■ EXERCISE OBJECTIVE
Print all of the lines exactly. Any picture among them stays out.

★ ★ ★

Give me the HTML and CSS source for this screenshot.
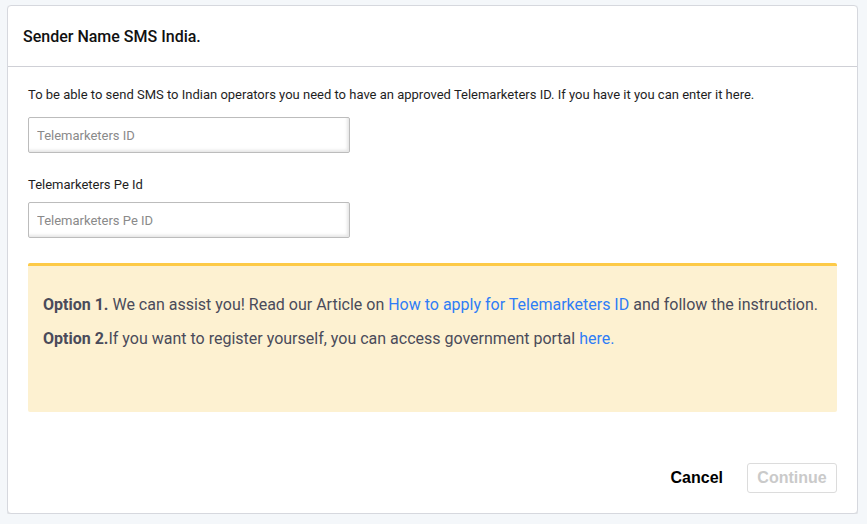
FILE: index.html
```html
<!DOCTYPE html>
<html lang="en">
<head>
<meta charset="utf-8">
<title>Sender Name SMS India</title>
<link rel="stylesheet" href="styles.css">
</head>
<body>
<div class="card">
  <div class="card-header">
    <h1 class="title">Sender Name SMS India.</h1>
  </div>
  <div class="card-body">
    <p class="intro">To be able to send SMS to Indian operators you need to have an approved Telemarketers ID. If you have it you can enter it here.</p>
    <input class="field" type="text" placeholder="Telemarketers ID">
    <label class="label">Telemarketers Pe Id</label>
    <input class="field field-second" type="text" placeholder="Telemarketers Pe ID">
    <div class="notice">
      <p class="notice-line"><b>Option 1.</b> We can assist you! Read our Article on <a class="link" href="#">How to apply for Telemarketers ID</a> and follow the instruction.</p>
      <p class="notice-line"><b>Option 2.</b>If you want to register yourself, you can access government portal <a class="link" href="#">here.</a></p>
    </div>
  </div>
  <div class="card-footer">
    <button class="btn btn-cancel" type="button">Cancel</button>
    <button class="btn btn-continue" type="button" disabled>Continue</button>
  </div>
</div>
</body>
</html>
```

FILE: styles.css
```css
html, body {
  background: #f4f7fa;
}
body {
  margin: 5px 9px 10px 7px;
  font-family: Roboto, "Liberation Sans", Arial, sans-serif;
}
.card {
  box-sizing: border-box;
  height: 509px;
  background: #ffffff;
  border: 1px solid #d6d8de;
  border-radius: 4px;
  box-shadow: 0 1px 2px rgba(0, 0, 0, 0.12);
  display: flex;
  flex-direction: column;
}
.card-header {
  box-sizing: border-box;
  height: 61px;
  border-bottom: 1px solid #cfd0d6;
  display: flex;
  align-items: center;
  padding-left: 15px;
}
.title {
  margin: 0;
  font-size: 16px;
  font-weight: 500;
  color: #111111;
  padding-top: 1px;
}
.card-body {
  padding: 20px 20px 0 20px;
  display: flex;
  flex-direction: column;
  align-items: flex-start;
}
.intro {
  margin: 0;
  font-size: 13px;
  line-height: 16px;
  color: #1e1e1e;
}
.field {
  box-sizing: border-box;
  width: 322px;
  height: 36px;
  margin-top: 14px;
  padding: 0 8px;
  border: 1px solid #bcbcbc;
  border-radius: 2px;
  box-shadow: inset -2px -2px 3px rgba(0, 0, 0, 0.1);
  font-family: Roboto, "Liberation Sans", Arial, sans-serif;
  font-size: 13px;
  color: #333;
  background: #fff;
  outline: none;
}
.field::placeholder {
  color: #8a8a8a;
}
.label {
  display: block;
  margin-top: 24px;
  font-size: 13px;
  line-height: 16px;
  color: #1e1e1e;
}
.field-second {
  margin-top: 9px;
}
.notice {
  box-sizing: border-box;
  align-self: stretch;
  height: 149px;
  margin-top: 25px;
  background: #fdf1d1;
  border-top: 3px solid #fdca47;
  border-radius: 2px;
  padding: 27px 15px 0 15px;
}
.notice-line {
  margin: 0 0 10px 0;
  font-size: 16px;
  line-height: 24px;
  color: #4a4b5a;
}
.notice-line b {
  font-weight: 700;
}
.link {
  color: #2f7df6;
  text-decoration: none;
}
.card-footer {
  margin-top: auto;
  display: flex;
  justify-content: flex-end;
  align-items: center;
  gap: 24px;
  padding: 0 20px 20px 0;
}
.btn {
  font-family: "Liberation Sans", Arial, sans-serif;
  font-size: 16px;
  font-weight: 700;
  background: transparent;
  border: none;
  padding: 0;
  cursor: pointer;
}
.btn-cancel {
  color: #000000;
}
.btn-continue {
  box-sizing: border-box;
  width: 90px;
  height: 30px;
  border: 1px solid #dcdcdc;
  border-radius: 3px;
  color: #cacaca;
  background: #ffffff;
}
```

★ ★ ★

■ ANSWER
Give me the HTML and CSS source for this screenshot.
FILE: index.html
```html
<!DOCTYPE html>
<html lang="en">
<head>
<meta charset="utf-8">
<title>Sender Name SMS India</title>
<link rel="stylesheet" href="styles.css">
</head>
<body>
<div class="card">
  <div class="card-header">
    <h1 class="title">Sender Name SMS India.</h1>
  </div>
  <div class="card-body">
    <p class="intro">To be able to send SMS to Indian operators you need to have an approved Telemarketers ID. If you have it you can enter it here.</p>
    <input class="field" type="text" placeholder="Telemarketers ID">
    <label class="label">Telemarketers Pe Id</label>
    <input class="field field-second" type="text" placeholder="Telemarketers Pe ID">
    <div class="notice">
      <p class="notice-line"><b>Option 1.</b> We can assist you! Read our Article on <a class="link" href="#">How to apply for Telemarketers ID</a> and follow the instruction.</p>
      <p class="notice-line"><b>Option 2.</b>If you want to register yourself, you can access government portal <a class="link" href="#">here.</a></p>
    </div>
  </div>
  <div class="card-footer">
    <button class="btn btn-cancel" type="button">Cancel</button>
    <button class="btn btn-continue" type="button" disabled>Continue</button>
  </div>
</div>
</body>
</html>
```

FILE: styles.css
```css
html, body {
  background: #f4f7fa;
}
body {
  margin: 5px 9px 10px 7px;
  font-family: Roboto, "Liberation Sans", Arial, sans-serif;
}
.card {
  box-sizing: border-box;
  height: 509px;
  background: #ffffff;
  border: 1px solid #d6d8de;
  border-radius: 4px;
  box-shadow: 0 1px 2px rgba(0, 0, 0, 0.12);
  display: flex;
  flex-direction: column;
}
.card-header {
  box-sizing: border-box;
  height: 61px;
  border-bottom: 1px solid #cfd0d6;
  display: flex;
  align-items: center;
  padding-left: 15px;
}
.title {
  margin: 0;
  font-size: 16px;
  font-weight: 500;
  color: #111111;
  padding-top: 1px;
}
.card-body {
  padding: 20px 20px 0 20px;
  display: flex;
  flex-direction: column;
  align-items: flex-start;
}
.intro {
  margin: 0;
  font-size: 13px;
  line-height: 16px;
  color: #1e1e1e;
}
.field {
  box-sizing: border-box;
  width: 322px;
  height: 36px;
  margin-top: 14px;
  padding: 0 8px;
  border: 1px solid #bcbcbc;
  border-radius: 2px;
  box-shadow: inset -2px -2px 3px rgba(0, 0, 0, 0.1);
  font-family: Roboto, "Liberation Sans", Arial, sans-serif;
  font-size: 13px;
  color: #333;
  background: #fff;
  outline: none;
}
.field::placeholder {
  color: #8a8a8a;
}
.label {
  display: block;
  margin-top: 24px;
  font-size: 13px;
  line-height: 16px;
  color: #1e1e1e;
}
.field-second {
  margin-top: 9px;
}
.notice {
  box-sizing: border-box;
  align-self: stretch;
  height: 149px;
  margin-top: 25px;
  background: #fdf1d1;
  border-top: 3px solid #fdca47;
  border-radius: 2px;
  padding: 27px 15px 0 15px;
}
.notice-line {
  margin: 0 0 10px 0;
  font-size: 16px;
  line-height: 24px;
  color: #4a4b5a;
}
.notice-line b {
  font-weight: 700;
}
.link {
  color: #2f7df6;
  text-decoration: none;
}
.card-footer {
  margin-top: auto;
  display: flex;
  justify-content: flex-end;
  align-items: center;
  gap: 24px;
  padding: 0 20px 20px 0;
}
.btn {
  font-family: "Liberation Sans", Arial, sans-serif;
  font-size: 16px;
  font-weight: 700;
  background: transparent;
  border: none;
  padding: 0;
  cursor: pointer;
}
.btn-cancel {
  color: #000000;
}
.btn-continue {
  box-sizing: border-box;
  width: 90px;
  height: 30px;
  border: 1px solid #dcdcdc;
  border-radius: 3px;
  color: #cacaca;
  background: #ffffff;
}
```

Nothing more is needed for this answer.